With the new accounting treatment, Petrobras foresees capitalization of expenses in fields commercially producing oil and gas (with a calculation based on the price of the hydrocarbons as of Dec. 31, 1998) prorated to the start of field operations (an application of the "successful efforts" method used by other major oil companies).
Also, provisions for listing expenses will be considered with regards to future abandonment of production facilities. The depletion rate of the related hydrocarbon assets will be calculated according to the ratio between the volume of monthly production and the proven and developed reserves in each producing field.
Under the new accounting regime, expenses associated with geophysical, geological, and other exploration costs for unsuccessful wells, as well as expenses pertaining to technological research and development, will continue to be recognized within the fiscal year in which they are incurred.
The changes also include expenses related to periodic preventive maintenance of industrial units, such as refineries and process vessels, which will be provided for in the period that preceded the plant maintenance.
Petrobras's administrative council slashed almost a quarter of the company's shareholder equity with a decision to expose previously hidden obligations, but that has paved the way for debt and equity sales, say local analysts.
Petrobras's shareholder equity, the value of its assets minus liabilities, fell by 4.83 billion reals ($2.4 billion) to 17.3 billion reals by the end of last year as a result of the accounting changes.

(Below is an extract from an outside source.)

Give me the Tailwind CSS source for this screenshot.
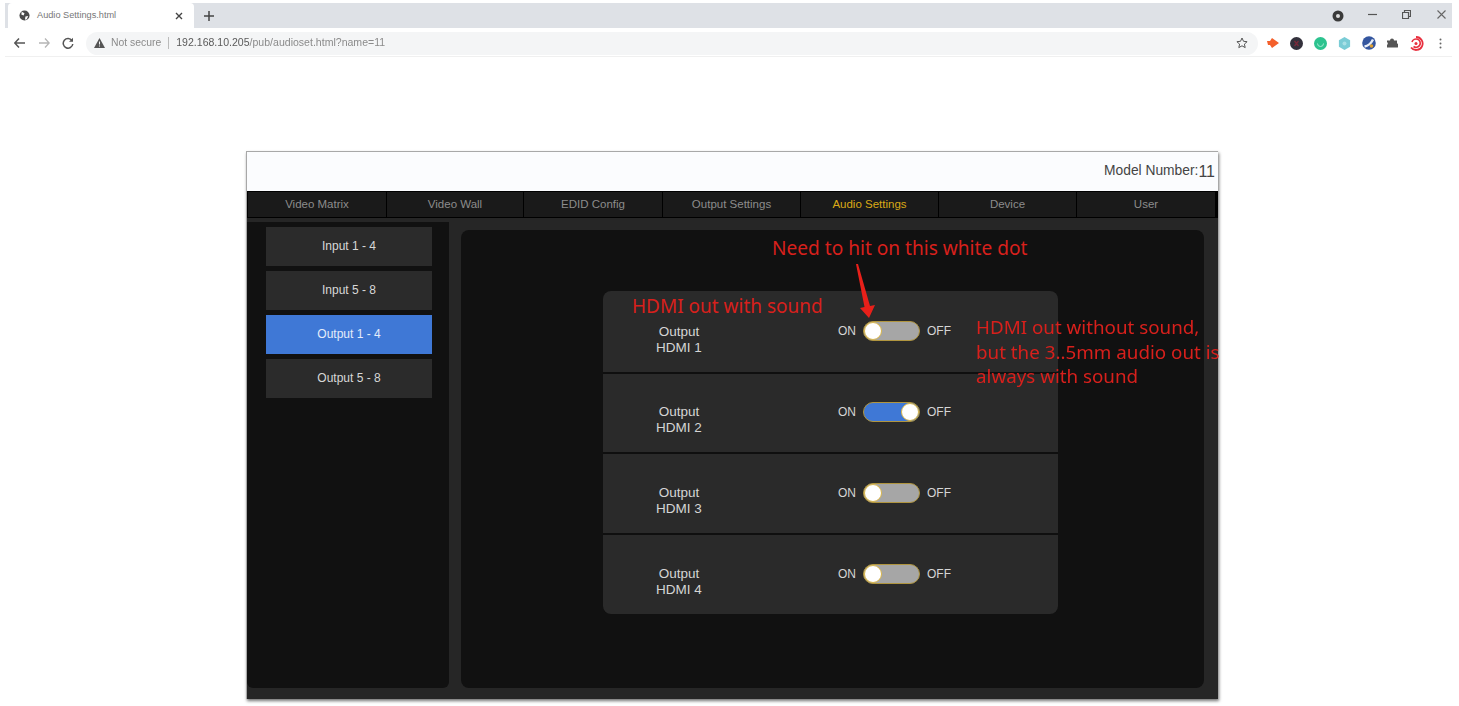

The adaptation to GAAP standards, however, should help prospective investors to accurately assess the value of Petrobras shares ahead of the government's planned sale of the company's shares.
In that regard, Petrobras officials expect the move will improve the company's image with investors, bolstering their trust in its ability to face competition from major foreign oil companies after the company lost a 45-year monopoly over almost all segments of Brazil's petroleum sector.
Henri Philippe Reichstul
The strategic plan to turn Petrobras into a global energy company is intended to prepare the company to face competition in newly deregulated environment.